How many lines of the records hold the string "screenshot"? Reply with the number alone.

• • • •

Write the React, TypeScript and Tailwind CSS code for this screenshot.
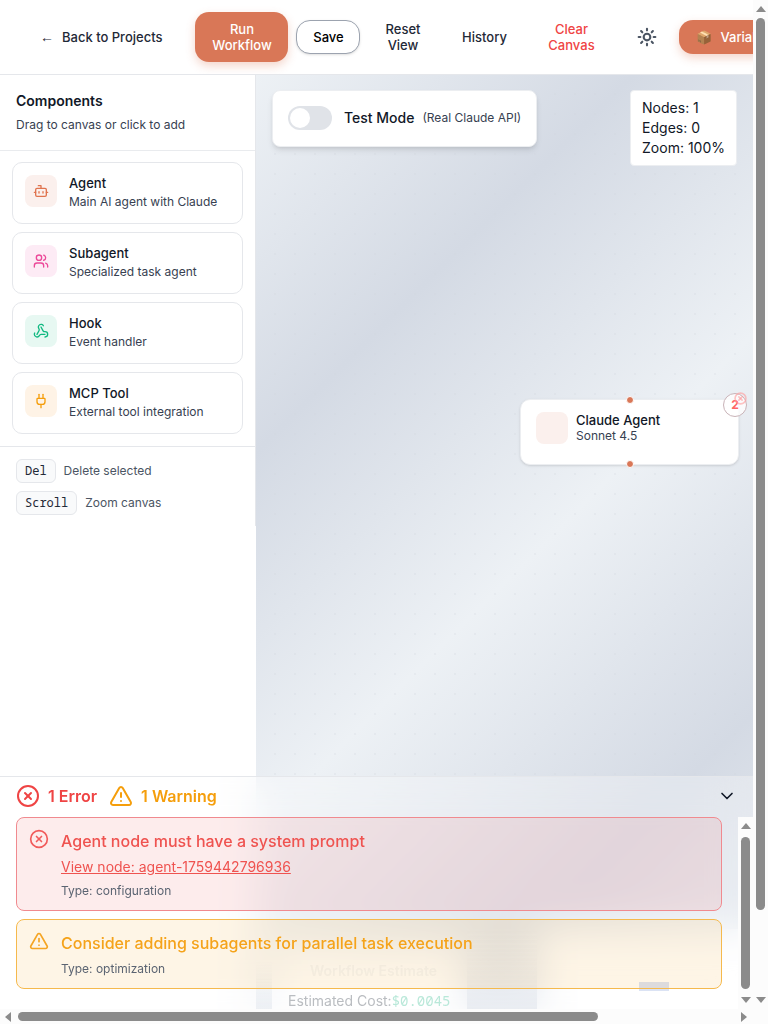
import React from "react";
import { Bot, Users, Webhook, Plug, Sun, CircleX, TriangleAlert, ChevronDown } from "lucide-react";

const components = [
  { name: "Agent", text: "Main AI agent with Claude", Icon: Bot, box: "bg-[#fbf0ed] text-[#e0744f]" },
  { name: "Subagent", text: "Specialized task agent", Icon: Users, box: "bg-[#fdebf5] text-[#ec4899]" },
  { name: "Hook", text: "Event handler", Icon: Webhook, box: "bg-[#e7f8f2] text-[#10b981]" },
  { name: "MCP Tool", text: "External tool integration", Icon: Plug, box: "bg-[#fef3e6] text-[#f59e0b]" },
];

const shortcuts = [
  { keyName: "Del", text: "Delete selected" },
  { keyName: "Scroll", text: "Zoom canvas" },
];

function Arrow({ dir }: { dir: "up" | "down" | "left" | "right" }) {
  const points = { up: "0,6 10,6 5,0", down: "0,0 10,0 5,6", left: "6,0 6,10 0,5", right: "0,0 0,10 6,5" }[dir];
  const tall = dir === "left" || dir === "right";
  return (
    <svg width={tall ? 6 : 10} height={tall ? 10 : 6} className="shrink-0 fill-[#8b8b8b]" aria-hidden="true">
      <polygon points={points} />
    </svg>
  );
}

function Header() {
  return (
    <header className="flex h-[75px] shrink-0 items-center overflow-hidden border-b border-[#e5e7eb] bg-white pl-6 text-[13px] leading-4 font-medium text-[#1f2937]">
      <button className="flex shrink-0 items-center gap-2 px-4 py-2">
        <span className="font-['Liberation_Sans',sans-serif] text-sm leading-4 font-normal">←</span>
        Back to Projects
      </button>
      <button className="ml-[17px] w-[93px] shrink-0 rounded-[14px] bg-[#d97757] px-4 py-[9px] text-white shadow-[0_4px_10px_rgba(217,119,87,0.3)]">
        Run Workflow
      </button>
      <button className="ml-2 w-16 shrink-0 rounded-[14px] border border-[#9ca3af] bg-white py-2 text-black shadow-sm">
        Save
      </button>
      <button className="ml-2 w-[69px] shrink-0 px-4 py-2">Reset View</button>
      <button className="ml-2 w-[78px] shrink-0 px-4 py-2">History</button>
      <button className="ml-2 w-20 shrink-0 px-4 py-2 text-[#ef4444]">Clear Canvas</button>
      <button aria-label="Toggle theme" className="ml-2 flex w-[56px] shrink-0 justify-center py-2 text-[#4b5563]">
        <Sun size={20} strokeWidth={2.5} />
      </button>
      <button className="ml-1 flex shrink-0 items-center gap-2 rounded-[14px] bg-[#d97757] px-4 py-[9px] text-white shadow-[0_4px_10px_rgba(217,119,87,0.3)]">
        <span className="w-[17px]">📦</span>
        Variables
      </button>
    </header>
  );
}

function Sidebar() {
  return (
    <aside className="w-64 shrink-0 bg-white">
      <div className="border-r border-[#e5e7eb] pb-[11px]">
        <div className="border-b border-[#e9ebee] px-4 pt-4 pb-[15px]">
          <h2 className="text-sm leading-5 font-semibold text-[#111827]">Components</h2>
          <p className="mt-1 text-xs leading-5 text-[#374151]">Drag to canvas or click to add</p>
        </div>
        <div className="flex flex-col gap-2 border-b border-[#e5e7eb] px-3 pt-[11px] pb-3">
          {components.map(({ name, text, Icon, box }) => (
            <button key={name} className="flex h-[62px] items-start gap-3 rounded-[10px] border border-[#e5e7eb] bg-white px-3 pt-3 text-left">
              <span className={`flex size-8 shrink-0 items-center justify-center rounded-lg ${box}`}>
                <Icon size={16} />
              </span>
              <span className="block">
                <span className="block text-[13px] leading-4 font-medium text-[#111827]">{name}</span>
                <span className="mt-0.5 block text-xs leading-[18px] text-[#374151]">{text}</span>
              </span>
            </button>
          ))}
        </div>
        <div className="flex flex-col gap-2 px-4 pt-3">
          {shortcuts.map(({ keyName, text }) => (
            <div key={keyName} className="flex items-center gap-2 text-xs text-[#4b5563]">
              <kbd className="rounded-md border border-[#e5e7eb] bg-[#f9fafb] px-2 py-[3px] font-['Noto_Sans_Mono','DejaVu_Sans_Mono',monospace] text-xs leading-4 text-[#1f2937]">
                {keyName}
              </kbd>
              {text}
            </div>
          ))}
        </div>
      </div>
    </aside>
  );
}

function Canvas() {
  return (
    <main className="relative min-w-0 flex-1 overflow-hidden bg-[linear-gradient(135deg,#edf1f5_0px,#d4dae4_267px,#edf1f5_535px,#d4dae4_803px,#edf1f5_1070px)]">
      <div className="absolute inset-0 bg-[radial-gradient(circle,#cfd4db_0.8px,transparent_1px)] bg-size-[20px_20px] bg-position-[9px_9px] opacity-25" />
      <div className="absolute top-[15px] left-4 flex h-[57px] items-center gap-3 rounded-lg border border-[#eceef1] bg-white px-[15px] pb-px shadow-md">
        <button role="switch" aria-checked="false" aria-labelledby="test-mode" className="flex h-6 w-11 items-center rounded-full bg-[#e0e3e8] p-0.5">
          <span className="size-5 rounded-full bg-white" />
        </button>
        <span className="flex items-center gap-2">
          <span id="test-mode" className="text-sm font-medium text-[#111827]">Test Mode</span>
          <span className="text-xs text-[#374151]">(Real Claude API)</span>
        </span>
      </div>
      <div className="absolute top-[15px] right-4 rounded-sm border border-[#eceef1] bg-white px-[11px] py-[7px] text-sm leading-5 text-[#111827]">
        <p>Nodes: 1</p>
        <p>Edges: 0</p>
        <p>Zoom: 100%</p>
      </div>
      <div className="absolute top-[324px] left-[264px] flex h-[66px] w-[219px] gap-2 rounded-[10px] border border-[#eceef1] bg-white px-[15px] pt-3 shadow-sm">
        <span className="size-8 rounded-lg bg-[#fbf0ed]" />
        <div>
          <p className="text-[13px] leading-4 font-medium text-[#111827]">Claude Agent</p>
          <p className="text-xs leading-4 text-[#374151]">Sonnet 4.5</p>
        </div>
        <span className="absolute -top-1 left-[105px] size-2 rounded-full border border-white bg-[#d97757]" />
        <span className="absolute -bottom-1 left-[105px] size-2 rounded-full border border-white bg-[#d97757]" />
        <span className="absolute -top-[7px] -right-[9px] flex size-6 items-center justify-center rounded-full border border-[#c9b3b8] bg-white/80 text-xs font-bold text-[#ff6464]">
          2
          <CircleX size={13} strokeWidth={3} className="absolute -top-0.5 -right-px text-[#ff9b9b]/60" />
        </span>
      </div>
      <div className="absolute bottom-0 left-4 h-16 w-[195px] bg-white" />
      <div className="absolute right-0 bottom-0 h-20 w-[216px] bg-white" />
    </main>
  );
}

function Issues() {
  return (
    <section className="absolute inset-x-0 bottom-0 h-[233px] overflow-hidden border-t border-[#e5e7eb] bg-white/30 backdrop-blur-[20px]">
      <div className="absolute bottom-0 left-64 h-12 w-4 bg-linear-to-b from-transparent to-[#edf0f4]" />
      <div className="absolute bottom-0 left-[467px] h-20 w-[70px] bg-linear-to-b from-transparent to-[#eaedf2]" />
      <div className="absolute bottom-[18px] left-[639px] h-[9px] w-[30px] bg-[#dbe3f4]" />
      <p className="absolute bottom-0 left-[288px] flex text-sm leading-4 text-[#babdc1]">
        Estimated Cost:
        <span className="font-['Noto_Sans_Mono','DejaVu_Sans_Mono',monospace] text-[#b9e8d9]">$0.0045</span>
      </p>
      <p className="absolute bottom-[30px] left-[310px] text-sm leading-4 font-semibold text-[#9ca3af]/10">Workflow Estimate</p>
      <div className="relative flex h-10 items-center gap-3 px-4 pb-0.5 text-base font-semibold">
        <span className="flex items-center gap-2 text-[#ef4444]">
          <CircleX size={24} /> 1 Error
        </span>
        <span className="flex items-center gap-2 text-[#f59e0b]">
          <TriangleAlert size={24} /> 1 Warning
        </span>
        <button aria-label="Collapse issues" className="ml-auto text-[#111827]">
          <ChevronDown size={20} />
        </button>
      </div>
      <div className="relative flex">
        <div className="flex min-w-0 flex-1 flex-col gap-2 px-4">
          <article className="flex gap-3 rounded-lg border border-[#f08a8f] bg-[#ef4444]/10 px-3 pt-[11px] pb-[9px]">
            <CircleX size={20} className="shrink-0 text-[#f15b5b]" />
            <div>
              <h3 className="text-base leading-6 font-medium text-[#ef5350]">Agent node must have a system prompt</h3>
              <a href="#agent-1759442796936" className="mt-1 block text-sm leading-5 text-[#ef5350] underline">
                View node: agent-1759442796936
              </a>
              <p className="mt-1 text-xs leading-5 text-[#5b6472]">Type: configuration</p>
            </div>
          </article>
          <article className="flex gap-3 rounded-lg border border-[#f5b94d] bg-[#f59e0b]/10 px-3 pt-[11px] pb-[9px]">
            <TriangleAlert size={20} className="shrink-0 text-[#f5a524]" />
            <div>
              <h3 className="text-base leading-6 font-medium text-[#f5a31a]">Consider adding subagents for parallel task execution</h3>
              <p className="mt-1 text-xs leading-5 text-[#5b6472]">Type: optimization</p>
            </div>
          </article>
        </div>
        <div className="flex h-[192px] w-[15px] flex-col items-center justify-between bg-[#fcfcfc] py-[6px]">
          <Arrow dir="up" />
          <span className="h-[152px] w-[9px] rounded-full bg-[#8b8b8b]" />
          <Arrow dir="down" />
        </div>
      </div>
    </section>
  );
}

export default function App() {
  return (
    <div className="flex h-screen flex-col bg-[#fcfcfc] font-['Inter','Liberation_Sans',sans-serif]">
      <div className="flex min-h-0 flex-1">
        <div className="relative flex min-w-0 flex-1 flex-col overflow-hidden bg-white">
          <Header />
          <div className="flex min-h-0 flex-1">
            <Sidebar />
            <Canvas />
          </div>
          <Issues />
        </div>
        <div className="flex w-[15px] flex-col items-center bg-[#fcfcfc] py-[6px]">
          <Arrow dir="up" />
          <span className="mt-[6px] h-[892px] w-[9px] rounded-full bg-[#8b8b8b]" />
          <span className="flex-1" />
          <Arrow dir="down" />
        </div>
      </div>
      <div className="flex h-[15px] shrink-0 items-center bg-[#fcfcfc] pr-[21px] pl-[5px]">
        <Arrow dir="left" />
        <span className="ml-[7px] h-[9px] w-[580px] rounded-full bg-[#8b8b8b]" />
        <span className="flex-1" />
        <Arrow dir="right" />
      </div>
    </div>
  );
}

• • • •

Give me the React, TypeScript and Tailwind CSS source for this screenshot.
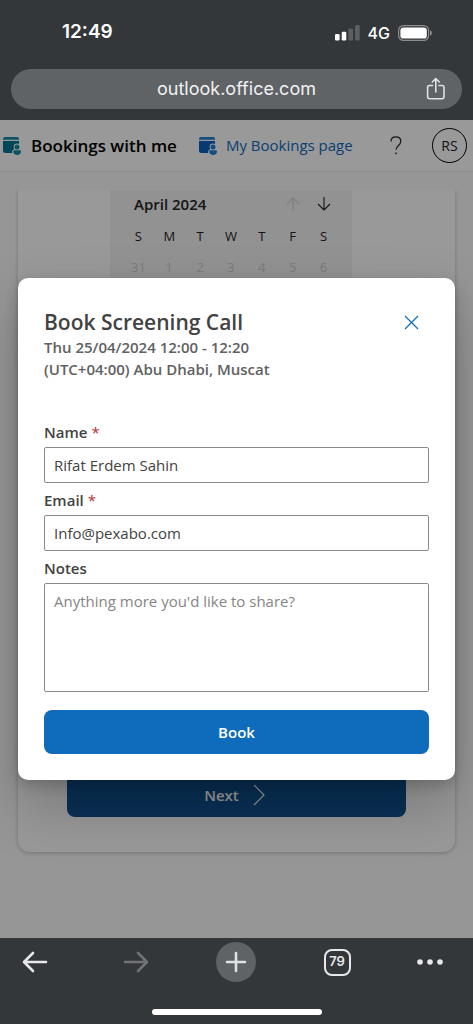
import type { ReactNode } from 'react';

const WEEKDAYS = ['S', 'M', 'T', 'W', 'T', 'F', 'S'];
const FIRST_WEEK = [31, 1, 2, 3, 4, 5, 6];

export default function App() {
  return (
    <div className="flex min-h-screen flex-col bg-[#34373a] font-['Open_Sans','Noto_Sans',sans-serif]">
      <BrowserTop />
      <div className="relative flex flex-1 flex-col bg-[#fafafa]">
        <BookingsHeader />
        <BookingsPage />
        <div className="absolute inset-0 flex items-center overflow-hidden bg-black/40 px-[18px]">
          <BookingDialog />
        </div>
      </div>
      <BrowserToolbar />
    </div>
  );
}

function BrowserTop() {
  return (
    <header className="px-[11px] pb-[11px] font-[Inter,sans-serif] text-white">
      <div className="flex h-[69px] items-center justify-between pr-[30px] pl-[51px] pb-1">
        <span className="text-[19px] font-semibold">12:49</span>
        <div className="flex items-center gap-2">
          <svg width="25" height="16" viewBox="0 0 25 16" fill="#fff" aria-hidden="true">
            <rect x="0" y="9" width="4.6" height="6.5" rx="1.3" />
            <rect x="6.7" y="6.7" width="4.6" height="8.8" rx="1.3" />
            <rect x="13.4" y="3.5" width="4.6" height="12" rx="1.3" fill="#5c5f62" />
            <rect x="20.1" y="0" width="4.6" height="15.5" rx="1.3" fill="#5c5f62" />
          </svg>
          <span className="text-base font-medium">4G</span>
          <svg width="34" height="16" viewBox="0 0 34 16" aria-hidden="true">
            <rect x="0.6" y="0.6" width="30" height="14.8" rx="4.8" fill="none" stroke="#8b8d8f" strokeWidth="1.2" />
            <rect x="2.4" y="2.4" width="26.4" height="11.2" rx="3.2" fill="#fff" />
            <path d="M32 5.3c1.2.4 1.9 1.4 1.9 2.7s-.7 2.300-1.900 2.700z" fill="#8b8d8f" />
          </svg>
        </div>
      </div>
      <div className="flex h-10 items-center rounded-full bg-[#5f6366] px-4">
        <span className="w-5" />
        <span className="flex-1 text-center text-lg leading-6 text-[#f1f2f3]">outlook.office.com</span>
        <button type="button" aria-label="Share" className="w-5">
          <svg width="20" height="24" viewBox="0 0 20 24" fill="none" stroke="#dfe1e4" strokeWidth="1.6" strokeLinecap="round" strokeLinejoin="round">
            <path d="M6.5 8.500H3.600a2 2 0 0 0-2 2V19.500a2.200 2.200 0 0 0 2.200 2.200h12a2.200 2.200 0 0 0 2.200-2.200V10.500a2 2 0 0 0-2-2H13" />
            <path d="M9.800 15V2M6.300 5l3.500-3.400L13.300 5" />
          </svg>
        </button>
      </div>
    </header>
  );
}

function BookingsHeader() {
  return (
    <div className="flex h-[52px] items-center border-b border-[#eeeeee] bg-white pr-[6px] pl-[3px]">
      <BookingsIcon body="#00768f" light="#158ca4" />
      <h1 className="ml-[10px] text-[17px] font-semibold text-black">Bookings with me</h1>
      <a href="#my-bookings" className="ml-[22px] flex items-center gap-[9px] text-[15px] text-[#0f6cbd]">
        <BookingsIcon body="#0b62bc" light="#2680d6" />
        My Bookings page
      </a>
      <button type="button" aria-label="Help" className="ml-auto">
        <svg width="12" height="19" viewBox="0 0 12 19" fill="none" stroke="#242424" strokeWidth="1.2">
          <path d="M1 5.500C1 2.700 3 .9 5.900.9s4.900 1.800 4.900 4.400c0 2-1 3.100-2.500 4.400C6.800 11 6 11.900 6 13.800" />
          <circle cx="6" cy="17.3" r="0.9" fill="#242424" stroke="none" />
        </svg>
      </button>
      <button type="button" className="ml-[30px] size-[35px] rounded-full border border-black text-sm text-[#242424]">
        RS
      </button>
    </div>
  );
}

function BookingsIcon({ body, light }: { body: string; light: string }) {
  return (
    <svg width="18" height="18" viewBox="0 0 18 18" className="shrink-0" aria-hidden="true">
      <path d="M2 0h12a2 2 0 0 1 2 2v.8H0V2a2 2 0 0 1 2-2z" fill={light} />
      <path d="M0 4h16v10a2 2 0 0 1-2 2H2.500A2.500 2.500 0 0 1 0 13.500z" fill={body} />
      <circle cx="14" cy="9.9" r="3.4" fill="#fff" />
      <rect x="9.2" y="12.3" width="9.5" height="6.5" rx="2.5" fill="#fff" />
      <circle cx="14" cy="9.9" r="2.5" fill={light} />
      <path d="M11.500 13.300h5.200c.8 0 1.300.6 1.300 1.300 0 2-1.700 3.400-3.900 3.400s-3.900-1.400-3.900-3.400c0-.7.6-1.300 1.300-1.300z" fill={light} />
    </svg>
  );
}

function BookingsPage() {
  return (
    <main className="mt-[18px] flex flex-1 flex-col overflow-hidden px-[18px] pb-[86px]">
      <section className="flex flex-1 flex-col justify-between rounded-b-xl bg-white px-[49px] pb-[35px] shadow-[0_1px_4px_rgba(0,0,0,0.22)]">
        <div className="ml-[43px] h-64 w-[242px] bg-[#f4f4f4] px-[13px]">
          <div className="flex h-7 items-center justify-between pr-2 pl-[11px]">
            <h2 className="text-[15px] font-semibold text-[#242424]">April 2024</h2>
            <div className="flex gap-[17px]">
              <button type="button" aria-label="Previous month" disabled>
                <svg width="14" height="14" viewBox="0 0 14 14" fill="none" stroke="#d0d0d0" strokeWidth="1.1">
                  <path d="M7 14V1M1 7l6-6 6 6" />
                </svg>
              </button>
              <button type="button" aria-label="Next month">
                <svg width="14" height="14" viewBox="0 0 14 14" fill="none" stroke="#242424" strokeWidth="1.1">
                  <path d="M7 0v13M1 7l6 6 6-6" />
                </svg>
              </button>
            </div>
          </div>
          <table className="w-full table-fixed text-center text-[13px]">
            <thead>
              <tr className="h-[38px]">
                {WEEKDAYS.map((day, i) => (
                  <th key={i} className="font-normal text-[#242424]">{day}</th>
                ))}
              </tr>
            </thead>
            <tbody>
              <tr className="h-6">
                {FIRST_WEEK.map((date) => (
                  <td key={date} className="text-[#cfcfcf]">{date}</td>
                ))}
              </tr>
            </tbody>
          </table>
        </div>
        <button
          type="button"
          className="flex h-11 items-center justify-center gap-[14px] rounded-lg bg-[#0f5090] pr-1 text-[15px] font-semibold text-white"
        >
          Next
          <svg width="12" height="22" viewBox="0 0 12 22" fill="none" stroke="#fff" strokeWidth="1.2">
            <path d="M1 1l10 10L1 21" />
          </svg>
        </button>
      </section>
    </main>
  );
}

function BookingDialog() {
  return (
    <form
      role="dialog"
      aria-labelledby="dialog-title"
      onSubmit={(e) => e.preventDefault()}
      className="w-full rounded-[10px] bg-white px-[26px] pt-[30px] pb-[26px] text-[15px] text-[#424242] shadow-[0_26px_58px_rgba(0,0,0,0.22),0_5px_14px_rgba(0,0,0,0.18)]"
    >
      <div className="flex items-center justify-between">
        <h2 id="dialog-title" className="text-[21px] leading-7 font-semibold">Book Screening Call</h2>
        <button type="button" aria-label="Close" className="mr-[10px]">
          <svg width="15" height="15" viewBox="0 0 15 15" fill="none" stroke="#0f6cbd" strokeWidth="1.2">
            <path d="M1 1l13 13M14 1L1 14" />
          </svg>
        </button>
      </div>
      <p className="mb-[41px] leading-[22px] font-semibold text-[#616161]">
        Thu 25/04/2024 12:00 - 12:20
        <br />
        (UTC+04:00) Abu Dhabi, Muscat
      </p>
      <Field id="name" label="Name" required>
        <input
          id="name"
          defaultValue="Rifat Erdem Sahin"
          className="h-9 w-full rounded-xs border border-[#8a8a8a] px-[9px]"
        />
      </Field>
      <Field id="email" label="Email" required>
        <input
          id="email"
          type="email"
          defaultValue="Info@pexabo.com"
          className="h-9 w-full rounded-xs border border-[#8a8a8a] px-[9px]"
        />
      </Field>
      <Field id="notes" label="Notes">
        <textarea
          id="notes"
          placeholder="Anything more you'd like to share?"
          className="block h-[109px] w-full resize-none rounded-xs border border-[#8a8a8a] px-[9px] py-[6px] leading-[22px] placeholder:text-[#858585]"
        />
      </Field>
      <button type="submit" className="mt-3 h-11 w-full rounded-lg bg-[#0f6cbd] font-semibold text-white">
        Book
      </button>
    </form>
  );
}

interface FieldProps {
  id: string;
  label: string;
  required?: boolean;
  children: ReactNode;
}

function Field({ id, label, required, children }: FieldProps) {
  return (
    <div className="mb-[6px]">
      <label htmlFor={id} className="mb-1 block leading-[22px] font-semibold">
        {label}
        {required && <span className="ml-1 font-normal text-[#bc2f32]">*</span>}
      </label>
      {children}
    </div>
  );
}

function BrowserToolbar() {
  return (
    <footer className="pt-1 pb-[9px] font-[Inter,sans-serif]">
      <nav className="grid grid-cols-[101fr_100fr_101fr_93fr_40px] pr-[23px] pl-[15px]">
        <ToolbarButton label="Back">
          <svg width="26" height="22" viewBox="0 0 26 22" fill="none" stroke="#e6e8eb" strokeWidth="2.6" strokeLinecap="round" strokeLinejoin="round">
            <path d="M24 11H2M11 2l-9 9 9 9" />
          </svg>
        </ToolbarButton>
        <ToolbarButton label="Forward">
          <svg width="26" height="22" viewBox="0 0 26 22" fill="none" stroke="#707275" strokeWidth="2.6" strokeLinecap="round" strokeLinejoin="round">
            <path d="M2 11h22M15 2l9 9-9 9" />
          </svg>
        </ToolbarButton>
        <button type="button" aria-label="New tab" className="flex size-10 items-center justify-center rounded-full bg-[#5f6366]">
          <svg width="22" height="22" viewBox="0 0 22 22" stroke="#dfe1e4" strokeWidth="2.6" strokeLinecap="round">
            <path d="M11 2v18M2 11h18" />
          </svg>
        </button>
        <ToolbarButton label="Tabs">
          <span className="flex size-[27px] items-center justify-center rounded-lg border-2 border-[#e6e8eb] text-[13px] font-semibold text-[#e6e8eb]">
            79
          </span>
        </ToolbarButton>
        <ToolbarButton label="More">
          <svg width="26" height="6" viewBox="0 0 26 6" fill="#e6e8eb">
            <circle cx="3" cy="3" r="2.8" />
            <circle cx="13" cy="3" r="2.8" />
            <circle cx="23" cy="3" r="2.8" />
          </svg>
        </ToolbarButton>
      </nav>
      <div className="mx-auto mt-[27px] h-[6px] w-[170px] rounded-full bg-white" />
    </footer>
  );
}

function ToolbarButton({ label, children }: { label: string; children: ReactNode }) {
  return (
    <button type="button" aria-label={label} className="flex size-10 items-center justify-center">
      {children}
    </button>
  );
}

• • • •

* _Result_: 2